Tropical Storm Chantal, now dissipated, provided the Government of Haiti, IOM and partners the opportunity to test life-saving preparations for the upcoming Caribbean hurricane season.
On Tuesday (9/7), the day before the storm was projected to reach the island of Hispaniola, IOM carried out awareness raising activities on emergency preparedness and procedures in camps for internally displaced persons (IDPs) and other vulnerable areas.
In support of the Government of Haiti, IOM undertook the following measures:
- Remained in close contact with its network of disaster preparedness “vigilance committees” in 22 of the highest-risk camps;
- Contacted by telephone an additional 75 camps through its call center;
- Distributed copies of Chimen Lakay, the IOM-produced comic newspaper that targets low-literacy populations, with messages related to preparation measures, evacuation protocols and potential hazards faced during a hurricane;
- Provided logistical and technical support to Government emergency operations centers;
- Prepared emergency relief supplies for distribution;
- Supported the Government of Haiti in the preparation of emergency evacuation shelters, especially related to crucial water and sanitation support;
- Jointly with the Government, prepared its evacuation plan for 2,000 IDPs living in extremely vulnerable areas.
“This was a good opportunity to test our preparedness measures for the rest of the hurricane season. But regardless of these measures, the country’s environmental vulnerability combined with the 270,000 people remaining in camps as a result of the 2010 earthquake could create serious problems in case of a hurricane or major storm. This experience, as well as Tropical Storm Isaac and Hurricane Sandy in 2012, highlight once again the urgent need to find housing solutions for the displaced population,” says Gregoire Goodstein, IOM Chief of Mission in Haiti.

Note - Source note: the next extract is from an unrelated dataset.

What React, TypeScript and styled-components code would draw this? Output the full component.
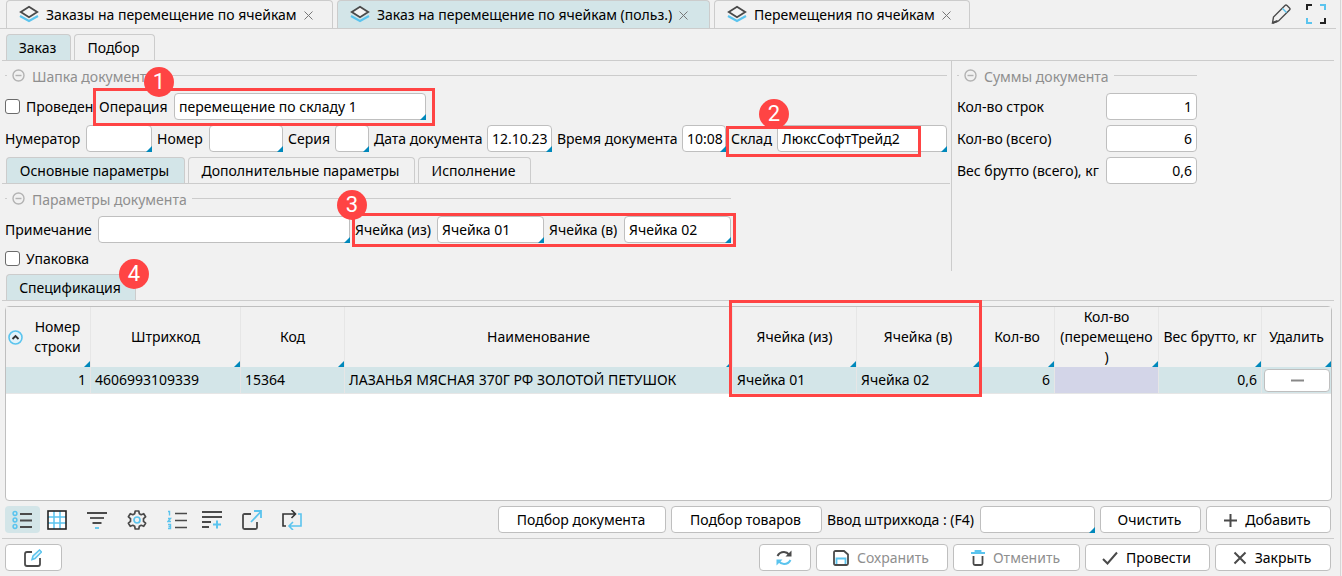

Haiti remains one of the Caribbean countries most exposed to damage during each hurricane season. A high level of deforestation over the past three decades has left the country at extreme risk of flooding and landslides.
The effects of last year’s hurricane season are still felt today. Tropical Storm Isaac in August and Hurricane Sandy in October took lives and inflicted extensive damage to homes and crops, which led to food shortages and price increases, as well as to a substantial increase in the number of cholera cases.
The US National Oceanic and Atmospheric Administration (NOAA) predictions for the six-month 2013 Atlantic Hurricane Season forecast a 70 per cent likelihood of 13 to 20 named storms (winds of 39 mph or higher), of which 7 to 11 could become hurricanes (winds of 74 mph or higher), including 3 to 6 major hurricanes (Category 3, 4 or 5; winds of 111 mph or higher).